I love it! Yes, to more wild places. In our county we have had a group support the planting of pollinator gardens filled with local, native plants that encourage pollinators of all kinds–monarchs and other butterflies, hummingbirds and bees. Slowly, one garden at a time, they are making a difference.
Yes to more wild areas all over, and reducing the din of lawnmowers. I’ve pretty much given up trying to tame the clover etc that takes over our backyard—and all the rabbits love that. Thanks for your poem and lovely asters Buffy.
You sound like you’re living where we are – goldenrod and asters are everywhere! Thoughtful poem, Buffy…I, for one, am happy if the mower stays silent!
My dad said his lawnmowing felt more like mud wrestling this week! Less mowing, more fun. (I am picturing some very wee rabbits, reaching up to the dandelions!)
Since we have very wild back, side and front yards, I really appreciated your poem. Though we have the semblance of a front lawn, for the most part we like the natural look. 🙂 Less mowing, the better . . . my fave part of your poem was picturing the rabbits standing on their hind legs and those lovely wildflowers blooming.
Sounds like the answer to the last question is no. : )

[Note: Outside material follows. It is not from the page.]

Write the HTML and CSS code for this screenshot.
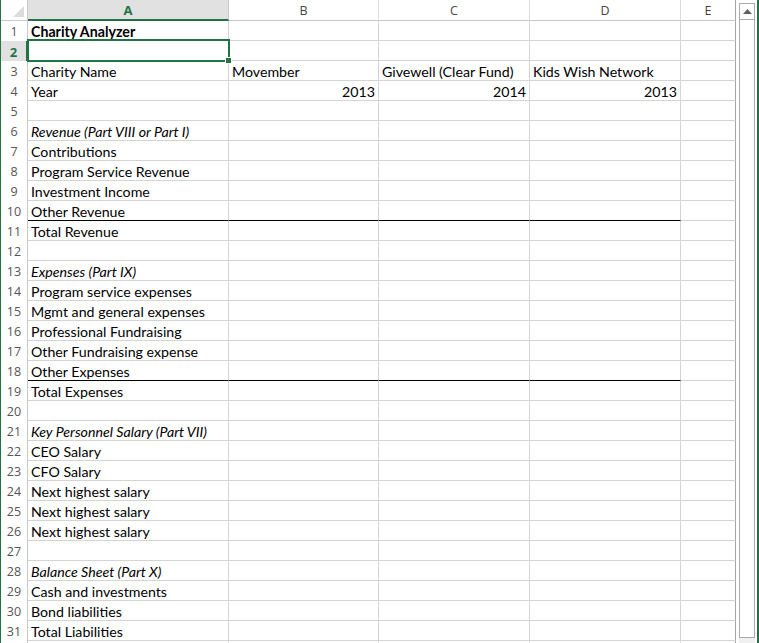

Thanks for sharing your poem and your wilderness.
I have lots of green space in my neighborhood, and only a tiny bit of lawn midst the flowers, but one area around a park grows wild, so I love hearing about your ‘backyard’, perhaps now ‘back meadow’? I’m glad you wrote, Buffy, now I’m imagining all sorts of little animals coming in.
Hooray for a wild back yard! (Can you call it a yard if it’s wild? Maybe just Hooray for the wild!)
Ha! This poem of lyrical questions makes me smile!
I’m twitching my nose for the rabbit flilching seeds.
Brava! for the silence of the weekend mowers.
Our backyard wilderness keeps us sane.
Love…..perfect in its “roughness” although I don’t find it rough.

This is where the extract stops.